Some interesting things. They offer a tripleta on the sandwich menu and also apparently have cuajito on the Wednesday menu (again, they definitely weren't to the letter for daily specials when I visited) which I would like to try. As I mentioned on the openings thread, they offer lechon assado on Saturdays.
The list of fried items is reasonably long and now having seen it, I should have asked if you can order a la carte because they only had 5 items in the case. emparrillada de carne, pollo, papa rellena, alcapurria de yuca, and one more fried emparrillada.
Overall I expected more from the food and it was greasy, but I did really like their seasonings.

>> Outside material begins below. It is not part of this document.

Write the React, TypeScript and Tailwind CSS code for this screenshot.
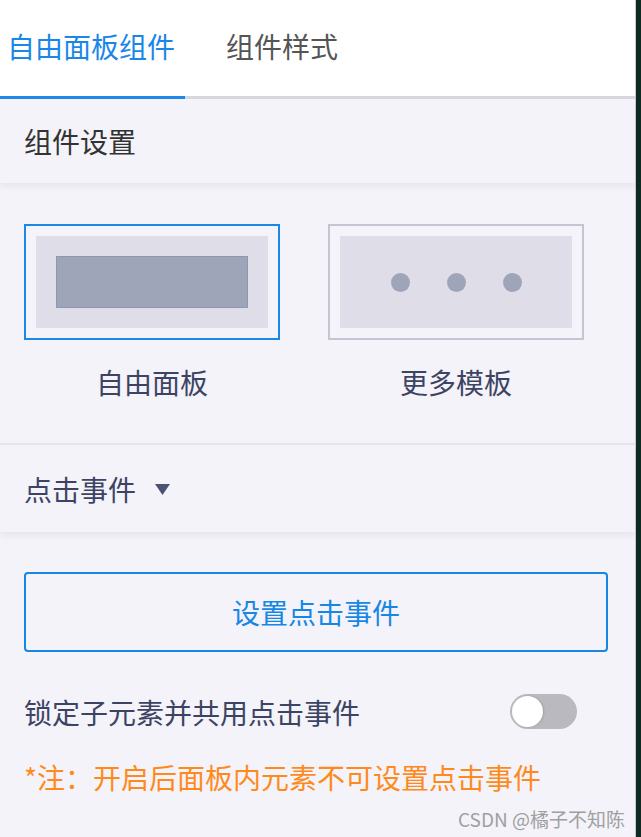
const FONT = "font-['Noto_Sans_CJK_SC','Noto_Sans',sans-serif]";

function Tabs() {
  return (
    <div className="flex h-[99px] shrink-0 bg-white border-b-[3px] border-[#d7d7de]">
      <div className="w-[185px] h-[99px] -mb-[3px] pl-[7px] flex items-center border-b-[3px] border-[#1e88e8]">
        <span className="text-[28px] leading-none text-[#1a86e8] -mt-[4px]">自由面板组件</span>
      </div>
      <div className="ml-[41px] flex items-center">
        <span className="text-[28px] leading-none text-[#555555] -mt-[4px]">组件样式</span>
      </div>
    </div>
  );
}

function Card(props: { active?: boolean; label: string; children: React.ReactNode }) {
  return (
    <div className="flex flex-col items-center w-[256px]">
      <div
        className={`w-[256px] h-[116px] p-[10px] border-2 ${
          props.active ? "border-[#1b88e8]" : "border-[#c6c4d3]"
        }`}
      >
        <div className="w-full h-full bg-[#dedde8] flex items-center justify-center">
          {props.children}
        </div>
      </div>
      <span className="mt-[28px] text-[28px] leading-none text-[#3d4463]">{props.label}</span>
    </div>
  );
}

function Toggle() {
  return (
    <div className="w-[67px] h-[35px] rounded-full bg-[#b9b9bf] flex items-center px-[2px]">
      <div className="w-[31px] h-[31px] rounded-full bg-white shadow-[1px_0_2px_rgba(0,0,0,0.15)]" />
    </div>
  );
}

export default function App() {
  return (
    <div className={`w-[641px] h-[837px] flex bg-[#0e2a22] ${FONT}`}>
      <div className="relative w-[636px] h-full border-r border-[#c9c9ce] bg-[#f4f3f9] flex flex-col">
        <Tabs />

        <div className="h-[84px] shrink-0 flex items-center px-[24px] shadow-[0_4px_6px_rgba(40,40,80,0.06)]">
          <span className="text-[28px] leading-none text-[#333333]">组件设置</span>
        </div>

        <div className="pt-[41px] pb-[47px] px-[24px] flex gap-[48px] border-b-2 border-[#e6e5ed]">
          <Card active label="自由面板">
            <div className="w-[192px] h-[52px] bg-[#9fa5b9] border border-[#9096ad]" />
          </Card>
          <Card label="更多模板">
            <div className="flex gap-[37px]">
              <div className="w-[19px] h-[19px] rounded-full bg-[#9fa5b9]" />
              <div className="w-[19px] h-[19px] rounded-full bg-[#9fa5b9]" />
              <div className="w-[19px] h-[19px] rounded-full bg-[#9fa5b9]" />
            </div>
          </Card>
        </div>

        <div className="h-[87px] shrink-0 flex items-center px-[24px] shadow-[0_4px_6px_rgba(40,40,80,0.06)]">
          <span className="text-[28px] leading-none text-[#3d4463]">点击事件</span>
          <svg className="ml-[19px] mt-[2px]" width="15" height="11" viewBox="0 0 15 11">
            <path d="M0 0 H15 L7.5 11 Z" fill="#4b5273" />
          </svg>
        </div>

        <div className="px-[24px] flex flex-col">
          <button className="mt-[40px] w-[584px] h-[80px] border-2 border-[#1787e6] rounded-[4px] flex items-center justify-center">
            <span className="text-[28px] leading-none text-[#1787e6]">设置点击事件</span>
          </button>

          <div className="mt-[42px] flex items-center justify-between pr-[34px]">
            <span className="text-[28px] leading-none text-[#3d4463]">锁定子元素并共用点击事件</span>
            <Toggle />
          </div>

          <div className="mt-[34px] text-[28px] leading-none text-[#ff8a1c]">
            *注：开启后面板内元素不可设置点击事件
          </div>
        </div>

        <span className="absolute right-[10px] bottom-[9px] text-[19px] leading-none text-[#a0a0a0]">
          CSDN @橘子不知陈
        </span>
      </div>
    </div>
  );
}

The emparrillada de carne was the better "frito" and they might make their own dough (or at least its not the goya masa para empanadas fritas). The alcapurria was tasty, but a bit greasier. Chicharron de cerdo was a bit overdone and they heat it to order, but the skin was crispy and not tough. Chicharron de pollo had good seasoning, but fried a bit too much and not enough skin. The cerdo wasn't quite as good as some Dominican and Columbian places, but better than Bella Isla. Izzy's de pollo was more preferable. I did enjoy a fried chicken leg, which came with quite a lot of breading. Yellow rice had habichuelas and not gandules -- decent, less greasy than Cafe Latino, but I prefer Izzys with the gandules and more onion. They had roast chicken in the warming case and I didn't see the pernil, but its offered all days and I was there on the early side. There were one or two things which might be made to order on certain days like "bistec encebollado"
Since Bella Isla involves less potholes and avoids delays turning onto 99, it'll still be my first choice. And while I can forgive some greasyness, there was a bit too much overcooking for my likes. However, there are a few things which are going to draw me back, the lechon, tripleta, cuajito, and other fried items, as well as the pernil.